The player does not aim at the best arm, but at the rank-th best arm, based on her index policy.

__init__(maxRank, mother, playerId, rank=None, *args, **kwargs)[source]¶: Initialize self. See help(type(self)) for accurate signature.

maxRank = None¶: Max rank, usually nbPlayers but can be different

keep_the_same_rank = None¶: If True, the rank is kept constant during the game, as if it was given by the Base Station

rank = None¶: Current rank, starting to 1 by default, or ‘rank’ if given as an argument

__str__()[source]¶: Return str(self).

startGame()[source]¶: Start game.

handleCollision(arm, reward=None)[source]¶: Get a new fully random rank, and give reward to the algorithm if not None.
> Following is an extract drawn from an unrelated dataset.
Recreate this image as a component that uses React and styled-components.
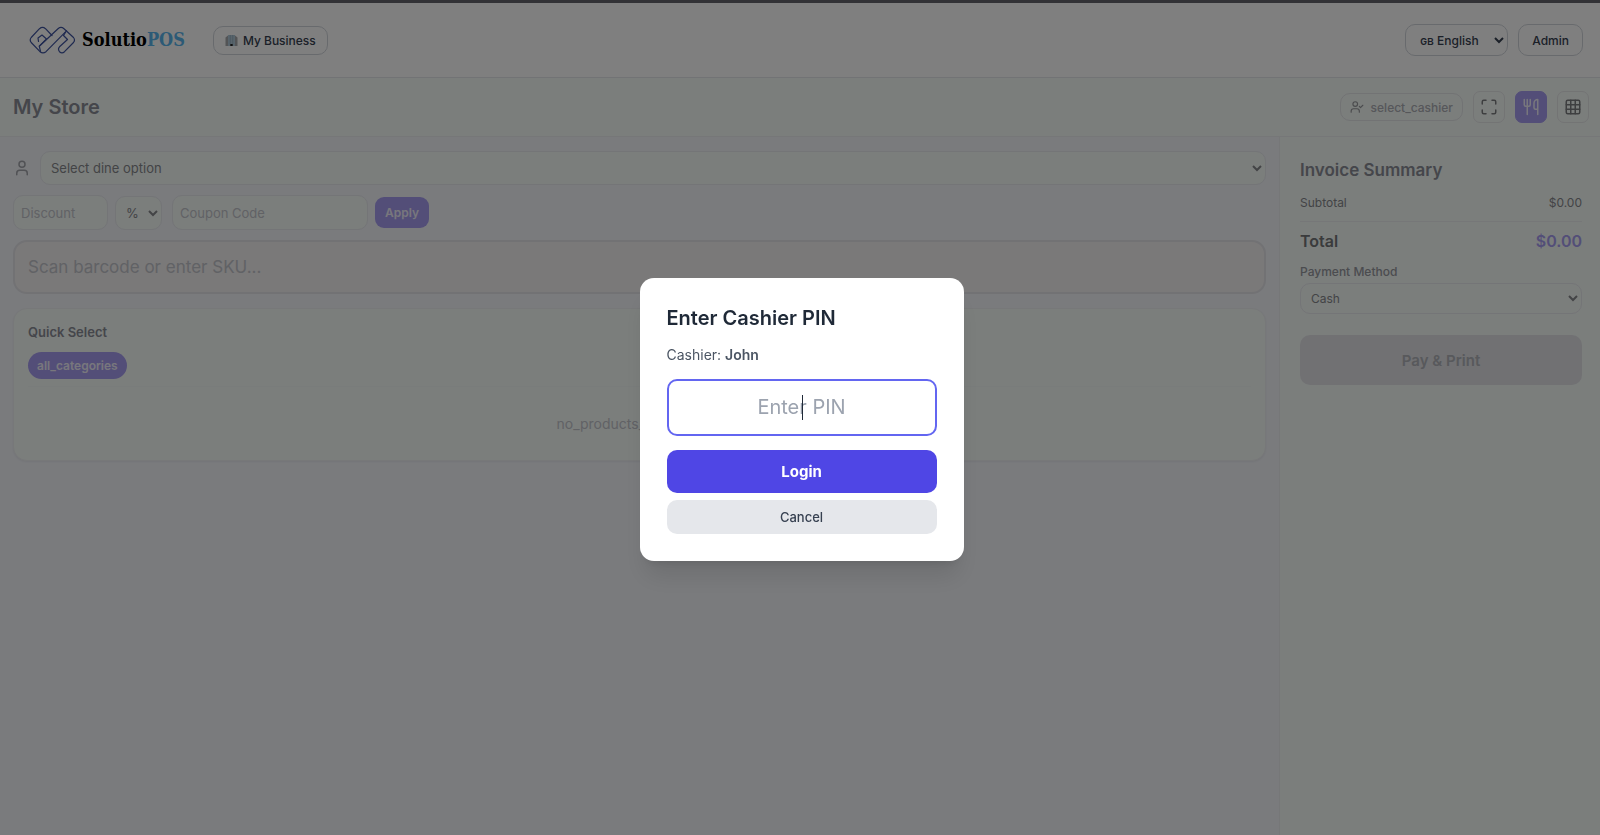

choice()[source]¶: Chose with the actual rank.

__module__ = 'PoliciesMultiPlayers.rhoCentralized'¶

class PoliciesMultiPlayers.rhoCentralized.rhoCentralized(nbPlayers, nbArms, playerAlgo, maxRank=None, orthogonalRanks=True, *args, **kwargs)[source]¶

Bases: PoliciesMultiPlayers.BaseMPPolicy.BaseMPPolicy

rhoCentralized: implementation of a variant of the multi-player rhoRand policy from [Distributed Algorithms for Learning…, Anandkumar et al., 2010](http://ieeexplore.ieee.org/document/5462144/).

__init__(nbPlayers, nbArms, playerAlgo, maxRank=None, orthogonalRanks=True, *args, **kwargs)[source]¶

nbPlayers: number of players to create (in self._players).
playerAlgo: class to use for every players.
nbArms: number of arms, given as first argument to playerAlgo.
maxRank: maximum rank allowed by the rhoCentralized child (default to nbPlayers, but for instance if there is 2 × rhoCentralized[UCB] + 2 × rhoCentralized[klUCB], maxRank should be 4 not 2).
orthogonalRanks: if True, orthogonal ranks 1..M are directly affected to the players 1..M.
*args, **kwargs: arguments, named arguments, given to playerAlgo.

Example:

>>> from Policies import *
>>> import random; random.seed(0); import numpy as np; np.random.seed(0)
>>> nbArms = 17
>>> nbPlayers = 6
>>> s = rhoCentralized(nbPlayers, nbArms, UCB)
>>> [ child.choice() for child in s.children ]
[12, 15, 0, 3, 3, 7]
>>> [ child.choice() for child in s.children ]
[9, 4, 6, 12, 1, 6]

To get a list of usable players, use s.children.
Warning: s._players is for internal use ONLY!

maxRank = None¶: Max rank, usually nbPlayers but can be different

nbPlayers = None¶: Number of players

orthogonalRanks = None¶: Using orthogonal ranks from starting

children = None¶: List of children, fake algorithms

nbArms = None¶: Number of arms

__str__()[source]¶: Return str(self).

__module__ = 'PoliciesMultiPlayers.rhoCentralized'¶